[What you have to do]
Answer with nothing but the number of lines that include the word "styles".

^^^^

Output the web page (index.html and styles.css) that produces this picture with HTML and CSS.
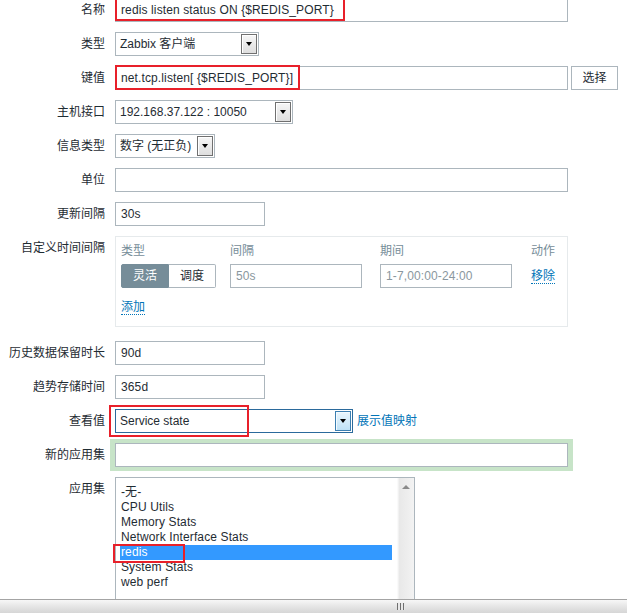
FILE: index.html
```html
<!DOCTYPE html>
<html lang="zh-CN">
<head>
<meta charset="utf-8">
<title>监控项</title>
<link rel="stylesheet" href="styles.css">
</head>
<body>
<div class="page">
  <div class="viewport">
    <div class="form">
      <div class="lbl">名称</div>
      <div class="field">
        <div class="input w-453">redis listen status ON {$REDIS_PORT}</div>
        <span class="mark mark-name"></span>
      </div>

      <div class="lbl">类型</div>
      <div class="field">
        <div class="select w-144"><span class="sel-text">Zabbix 客户端</span><span class="sel-btn"></span></div>
      </div>

      <div class="lbl">键值</div>
      <div class="field row">
        <div class="input w-453">net.tcp.listen[ {$REDIS_PORT}]</div>
        <div class="btn">选择</div>
        <span class="mark mark-key"></span>
      </div>

      <div class="lbl">主机接口</div>
      <div class="field">
        <div class="select w-178"><span class="sel-text">192.168.37.122 : 10050</span><span class="sel-btn"></span></div>
      </div>

      <div class="lbl">信息类型</div>
      <div class="field">
        <div class="select w-100"><span class="sel-text">数字 (无正负)</span><span class="sel-btn"></span></div>
      </div>

      <div class="lbl">单位</div>
      <div class="field">
        <div class="input w-453"></div>
      </div>

      <div class="lbl">更新间隔</div>
      <div class="field">
        <div class="input w-150">30s</div>
      </div>

      <div class="lbl">自定义时间间隔</div>
      <div class="field">
        <div class="custom">
          <div class="ci-grid">
            <div class="ci-head">类型</div>
            <div class="ci-head">间隔</div>
            <div class="ci-head">期间</div>
            <div class="ci-head">动作</div>
            <div class="seg">
              <span class="seg-on">灵活</span><span class="seg-off">调度</span>
            </div>
            <div class="input ci-input">50s</div>
            <div class="input ci-input">1-7,00:00-24:00</div>
            <div class="ci-action"><span class="link">移除</span></div>
          </div>
          <div class="ci-add"><span class="link">添加</span></div>
        </div>
      </div>

      <div class="lbl">历史数据保留时长</div>
      <div class="field">
        <div class="input w-150">90d</div>
      </div>

      <div class="lbl">趋势存储时间</div>
      <div class="field">
        <div class="input w-150">365d</div>
      </div>

      <div class="lbl">查看值</div>
      <div class="field row">
        <div class="select select-focus w-238"><span class="sel-text">Service state</span><span class="sel-btn sel-btn-blue"></span></div>
        <span class="plain-link">展示值映射</span>
        <span class="mark mark-view"></span>
      </div>

      <div class="lbl">新的应用集</div>
      <div class="field">
        <div class="input w-453 input-green"></div>
      </div>

      <div class="lbl">应用集</div>
      <div class="field">
        <div class="listbox">
          <div class="list-items">
            <div class="opt">-无-</div>
            <div class="opt">CPU Utils</div>
            <div class="opt">Memory Stats</div>
            <div class="opt">Network Interface Stats</div>
            <div class="opt opt-sel">redis</div>
            <div class="opt">System Stats</div>
            <div class="opt">web perf</div>
          </div>
          <div class="vscroll"><span class="vs-up"></span></div>
          <span class="mark mark-redis"></span>
        </div>
      </div>
    </div>
  </div>
  <div class="hscroll"><span class="grip"></span></div>
</div>
</body>
</html>
```

FILE: styles.css
```css
html, body {
  margin: 0;
  padding: 0;
  background: #fff;
}

body {
  font-family: "Liberation Sans", Arial, "Noto Sans CJK SC", sans-serif;
  font-size: 12px;
  color: #1f2c33;
}

.page {
  height: 613px;
  display: flex;
  flex-direction: column;
  overflow: hidden;
}

.viewport {
  flex: 1;
  min-height: 0;
  overflow: hidden;
}

.form {
  display: grid;
  grid-template-columns: 105px 1fr;
  column-gap: 10px;
  row-gap: 10px;
  margin-top: -2px;
}

.lbl {
  text-align: right;
  line-height: 14px;
  padding-top: 5px;
  white-space: nowrap;
}

.field {
  position: relative;
}

.row {
  display: flex;
  align-items: flex-start;
}

.input {
  box-sizing: border-box;
  height: 24px;
  border: 1px solid #acb6bd;
  background: #fff;
  padding: 0 5px;
  line-height: 22px;
  white-space: nowrap;
  overflow: hidden;
  letter-spacing: 0.12px;
}

.w-453 { width: 453px; }
.w-150 { width: 150px; }
.w-144 { width: 144px; }
.w-178 { width: 178px; }
.w-100 { width: 100px; }
.w-238 { width: 238px; }

.input-green {
  box-shadow: -1px 0 0 4px #c7e4c8, 1px 0 0 4px #c7e4c8;
}

.btn {
  box-sizing: border-box;
  width: 47px;
  height: 24px;
  margin-left: 3px;
  border: 1px solid #acb6bd;
  background: #fff;
  line-height: 22px;
  text-align: center;
}

/* select */
.select {
  box-sizing: border-box;
  height: 24px;
  border: 1px solid #acb6bd;
  background: #fff;
  display: flex;
  align-items: stretch;
}

.sel-text {
  flex: 1;
  padding-left: 4px;
  line-height: 22px;
  white-space: nowrap;
  overflow: hidden;
}

.sel-btn {
  box-sizing: border-box;
  width: 16px;
  margin: 1px 1px 1px 0;
  border: 1px solid #707070;
  background: linear-gradient(#f6f6f6, #dedede);
  box-shadow: inset 1px 1px 0 #fff;
  display: flex;
  align-items: center;
  justify-content: center;
}

.sel-btn::after {
  content: "";
  width: 0;
  height: 0;
  border-top: 4px solid #000;
  border-left: 3.5px solid transparent;
  border-right: 3.5px solid transparent;
}

.select-focus {
  border-color: #2b6a9c;
}

.sel-btn-blue {
  border-color: #3c7fb1;
  background: linear-gradient(#eaf6fd, #bfe2f7);
  box-shadow: inset 1px 1px 0 #f4fbff;
}

.plain-link {
  margin-left: 4px;
  line-height: 24px;
  color: #0275b8;
  white-space: nowrap;
}

/* custom intervals */
.custom {
  box-sizing: border-box;
  width: 453px;
  height: 91px;
  margin-bottom: 4px;
  border: 1px solid #e6eaec;
  padding: 7px 0 0 5px;
}

.ci-grid {
  display: grid;
  grid-template-columns: 109px 150px 151px auto;
  row-gap: 6px;
}

.ci-head {
  color: #768d99;
  line-height: 14px;
}

.seg {
  display: flex;
  width: 95px;
  height: 24px;
}

.seg-on,
.seg-off {
  box-sizing: border-box;
  height: 24px;
  line-height: 22px;
  text-align: center;
}

.seg-on {
  width: 48px;
  background: #768d99;
  border: 1px solid #768d99;
  border-radius: 2px 0 0 2px;
  color: #fff;
}

.seg-off {
  width: 47px;
  border: 1px solid #acb6bd;
  border-left: none;
  border-radius: 0 2px 2px 0;
  background: #fff;
}

.ci-input {
  width: 132px;
  color: #8a979e;
}

.ci-action {
  padding-top: 5px;
  line-height: 14px;
}

.ci-add {
  margin-top: 12px;
  line-height: 14px;
}

.link {
  color: #0275b8;
  border-bottom: 1px dotted #0275b8;
  display: inline-block;
  line-height: 14px;
}

/* listbox */
.listbox {
  position: relative;
  box-sizing: border-box;
  width: 300px;
  height: 140px;
  border: 1px solid #acb6bd;
  border-bottom: none;
  display: flex;
}

.list-items {
  flex: 1;
  padding: 7px 5px 0 4px;
}

.opt {
  height: 15px;
  line-height: 15px;
  padding-left: 1px;
  white-space: nowrap;
  color: #1f2c33;
  letter-spacing: 0.12px;
}

.opt-sel {
  background: #3399ff;
  color: #fff;
}

.vscroll {
  width: 17px;
  background: linear-gradient(90deg, #fafafa 0, #fafafa 1px, #e8e8e8 2px, #efefef 12px, #f3f3f3 17px);
  display: flex;
  justify-content: center;
  padding-top: 7px;
  box-sizing: border-box;
}

.vs-up {
  width: 0;
  height: 0;
  border-bottom: 4px solid #8a8a8a;
  border-left: 4px solid transparent;
  border-right: 4px solid transparent;
}

/* annotations */
.mark {
  position: absolute;
  box-sizing: border-box;
  border: 2px solid #e8202a;
  pointer-events: none;
}

.mark-name {
  left: 0;
  top: -6px;
  width: 230px;
  height: 29px;
}

.mark-key {
  left: 0;
  top: -1px;
  width: 185px;
  height: 25px;
}

.mark-view {
  left: -6px;
  top: -4px;
  width: 140px;
  height: 32px;
}

.mark-redis {
  left: -3px;
  top: 66px;
  width: 72px;
  height: 19px;
}

/* bottom scrollbar */
.hscroll {
  flex: none;
  box-sizing: border-box;
  height: 14px;
  border-top: 1px solid #a4a4a4;
  background: linear-gradient(#f7f7f7, #e2e2e2 60%, #d6d6d6);
  display: flex;
  align-items: center;
}

.grip {
  margin-left: 397px;
  width: 8px;
  height: 7px;
  background: repeating-linear-gradient(90deg, #6f6f6f 0, #6f6f6f 1px, #e8e8e8 1px, #e8e8e8 3px);
}
```
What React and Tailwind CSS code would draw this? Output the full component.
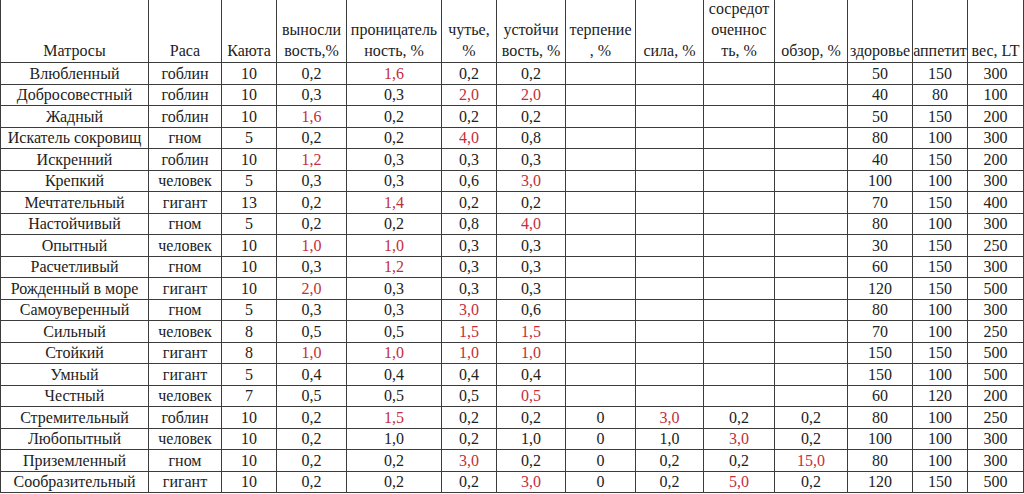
import React from 'react';

const headers = [
  ['Матросы'],
  ['Раса'],
  ['Каюта'],
  ['выносли', 'вость,%'],
  ['проницатель', 'ность, %'],
  ['чутье,', '%'],
  ['устойчи', 'вость, %'],
  ['терпение', ', %'],
  ['сила, %'],
  ['сосредот', 'оченнос', 'ть, %'],
  ['обзор, %'],
  ['здоровье'],
  ['аппетит'],
  ['вес, LT'],
];

// "!" marks a value printed in red
const rows = [
  ['Влюбленный', 'гоблин', '10', '0,2', '!1,6', '0,2', '0,2', '', '', '', '', '50', '150', '300'],
  ['Добросовестный', 'гоблин', '10', '0,3', '0,3', '!2,0', '!2,0', '', '', '', '', '40', '80', '100'],
  ['Жадный', 'гоблин', '10', '!1,6', '0,2', '0,2', '0,2', '', '', '', '', '50', '150', '200'],
  ['Искатель сокровищ', 'гном', '5', '0,2', '0,2', '!4,0', '0,8', '', '', '', '', '80', '100', '300'],
  ['Искренний', 'гоблин', '10', '!1,2', '0,3', '0,3', '0,3', '', '', '', '', '40', '150', '200'],
  ['Крепкий', 'человек', '5', '0,3', '0,3', '0,6', '!3,0', '', '', '', '', '100', '100', '300'],
  ['Мечтательный', 'гигант', '13', '0,2', '!1,4', '0,2', '0,2', '', '', '', '', '70', '150', '400'],
  ['Настойчивый', 'гном', '5', '0,2', '0,2', '0,8', '!4,0', '', '', '', '', '80', '100', '300'],
  ['Опытный', 'человек', '10', '!1,0', '!1,0', '0,3', '0,3', '', '', '', '', '30', '150', '250'],
  ['Расчетливый', 'гном', '10', '0,3', '!1,2', '0,3', '0,3', '', '', '', '', '60', '150', '300'],
  ['Рожденный в море', 'гигант', '10', '!2,0', '0,3', '0,3', '0,3', '', '', '', '', '120', '150', '500'],
  ['Самоуверенный', 'гном', '5', '0,3', '0,3', '!3,0', '0,6', '', '', '', '', '80', '100', '300'],
  ['Сильный', 'человек', '8', '0,5', '0,5', '!1,5', '!1,5', '', '', '', '', '70', '100', '250'],
  ['Стойкий', 'гигант', '8', '!1,0', '!1,0', '!1,0', '!1,0', '', '', '', '', '150', '150', '500'],
  ['Умный', 'гигант', '5', '0,4', '0,4', '0,4', '0,4', '', '', '', '', '150', '100', '500'],
  ['Честный', 'человек', '7', '0,5', '0,5', '0,5', '!0,5', '', '', '', '', '60', '120', '200'],
  ['Стремительный', 'гоблин', '10', '0,2', '!1,5', '0,2', '0,2', '0', '!3,0', '0,2', '0,2', '80', '100', '250'],
  ['Любопытный', 'человек', '10', '0,2', '1,0', '0,2', '1,0', '0', '1,0', '!3,0', '0,2', '100', '100', '300'],
  ['Приземленный', 'гном', '10', '0,2', '0,2', '!3,0', '0,2', '0', '0,2', '0,2', '!15,0', '80', '100', '300'],
  ['Сообразительный', 'гигант', '10', '0,2', '0,2', '0,2', '!3,0', '0', '0,2', '!5,0', '0,2', '120', '150', '500'],
];

const Cell = ({ value, first }) => {
  const red = value.startsWith('!');
  return (
    <div
      className={`h-[21.5px] flex items-center justify-center border-r border-b border-[#3c3c3c] whitespace-nowrap overflow-hidden ${
        first ? 'border-l' : ''
      } ${red ? 'text-[#c42e3b]' : 'text-[#222]'}`}
    >
      {red ? value.slice(1) : value}
    </div>
  );
};

export default function App() {
  return (
    <div className="w-[1024px] h-[494px] bg-white overflow-hidden font-[family-name:Liberation_Serif,serif] text-[16px] leading-[21px]">
      <div className="grid grid-cols-[149px_73px_55px_70px_95px_55px_69px_70px_68px_71px_73px_65px_55px_56px]">
        {headers.map((lines, i) => (
          <div
            key={i}
            className={`h-[63px] flex flex-col justify-end items-center pb-[1px] border-r border-b border-[#3c3c3c] text-[#222] whitespace-nowrap ${
              i === 0 ? 'border-l' : ''
            }`}
          >
            {lines.map((l) => (
              <span key={l}>{l}</span>
            ))}
          </div>
        ))}
        {rows.map((row, r) =>
          row.map((v, c) => <Cell key={`${r}-${c}`} value={v} first={c === 0} />)
        )}
      </div>
    </div>
  );
}
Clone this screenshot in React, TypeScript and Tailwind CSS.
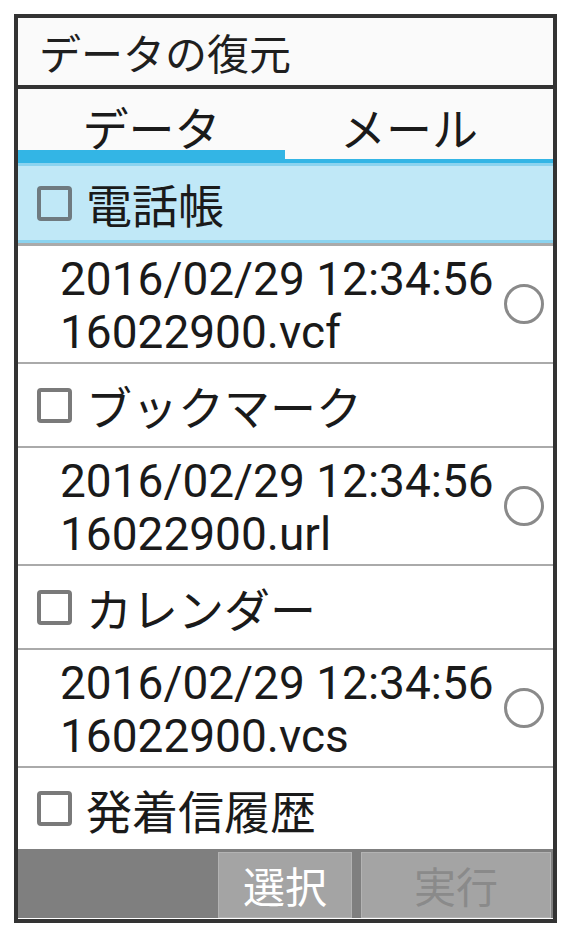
import React from 'react';

const jp = "font-['Noto_Sans_CJK_JP',sans-serif]";
const num = "font-['Roboto','Noto_Sans_CJK_JP',sans-serif]";

function CheckRow({ label, selected, last }: { label: string; selected?: boolean; last?: boolean }) {
  if (selected) {
    return (
      <div className="border-b-[3px] border-[#aaaaaa]">
        <div className="flex h-[80px] items-center border-y-[3px] border-[#8bd3ef] bg-[#c0e8f7]">
          <div className="ml-[19px] h-[35px] w-[35px] rounded-[4px] border-[4px] border-[#6f7a80]" />
          <span className={`${jp} ml-[14px] text-[46px] leading-none text-[#1a1a1a]`}>{label}</span>
        </div>
      </div>
    );
  }
  return (
    <div className={`flex items-center ${last ? 'h-[81px]' : 'h-[84px] border-b-2 border-[#aaaaaa]'}`}>
      <div className="ml-[19px] h-[35px] w-[35px] rounded-[4px] border-[4px] border-[#7a7a7a]" />
      <span className={`${jp} ml-[14px] text-[46px] leading-none text-[#1a1a1a]`}>{label}</span>
    </div>
  );
}

function FileRow({ date, file }: { date: string; file: string }) {
  return (
    <div className="flex h-[118px] items-center justify-between border-b-2 border-[#aaaaaa]">
      <div className={`${num} pl-[42px] pt-[4px] text-[46px] leading-[53px] whitespace-nowrap text-[#1a1a1a]`}>
        <div>{date}</div>
        <div>{file}</div>
      </div>
      <div className="mr-[9px] h-[40px] w-[40px] shrink-0 rounded-full border-[3px] border-[#8a8a8a]" />
    </div>
  );
}

export default function App() {
  return (
    <div className="h-[938px] w-[571px] bg-white pl-[14px] pt-[14px]">
      <div className="flex h-[909px] w-[543px] flex-col border-4 border-[#333333]">
        <div className="flex h-[67px] items-center bg-[#fafafa] pl-[21px]">
          <span className={`${jp} text-[42px] leading-none text-[#1f1f1f]`}>データの復元</span>
        </div>
        <div className="h-[4px] bg-[#333333]" />

        <div className="flex h-[74px] border-b-4 border-[#33b5e5] bg-[#fafafa]">
          <div className="flex w-[267px] flex-col">
            <div className="flex flex-1 items-center justify-center pt-[13px]">
              <span className={`${jp} text-[46px] leading-none text-[#1a1a1a]`}>データ</span>
            </div>
            <div className="h-[9px] bg-[#33b5e5]" />
          </div>
          <div className="flex flex-1 flex-col">
            <div className="flex flex-1 items-center justify-center pt-[13px] pr-[20px]">
              <span className={`${jp} text-[46px] leading-none text-[#1a1a1a]`}>メール</span>
            </div>
            <div className="h-[9px]" />
          </div>
        </div>

        <CheckRow label="電話帳" selected />
        <FileRow date="2016/02/29 12:34:56" file="16022900.vcf" />
        <CheckRow label="ブックマーク" />
        <FileRow date="2016/02/29 12:34:56" file="16022900.url" />
        <CheckRow label="カレンダー" />
        <FileRow date="2016/02/29 12:34:56" file="16022900.vcs" />
        <CheckRow label="発着信履歴" last />

        <div className="flex h-[69px] justify-end gap-[9px] bg-[#7f7f7f] pr-[2px] pt-[3px]">
          <div className="flex w-[134px] items-center justify-center border border-[#b3b3b3] bg-[#a4a4a4]">
            <span className={`${jp} text-[42px] leading-none text-white`}>選択</span>
          </div>
          <div className="flex w-[190px] items-center justify-center border border-[#b3b3b3] bg-[#a4a4a4]">
            <span className={`${jp} text-[42px] leading-none text-[#8a8a8a]`}>実行</span>
          </div>
        </div>
      </div>
    </div>
  );
}
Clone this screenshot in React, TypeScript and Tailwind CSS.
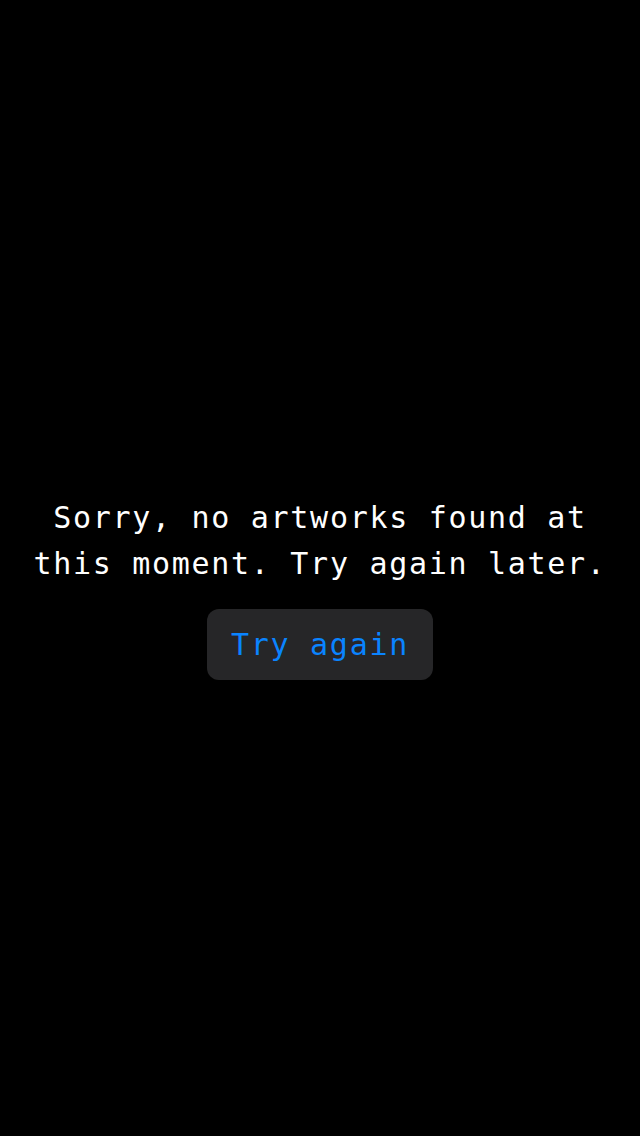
export default function App() {
  return (
    <div className="min-h-[1136px] w-full bg-black flex flex-col items-center justify-center pt-[39px] font-['DejaVu_Sans_Mono',monospace]">
      <p className="text-white text-center text-[30px] leading-[46px] tracking-[1.7px]">
        Sorry, no artworks found at
        <br />
        this moment. Try again later.
      </p>
      <button className="mt-[22px] h-[71px] px-[24px] rounded-[12px] bg-[#262628] text-[#0a84ff] text-[30px] tracking-[1.7px]">
        Try again
      </button>
    </div>
  );
}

^^^^

[Complete response]
3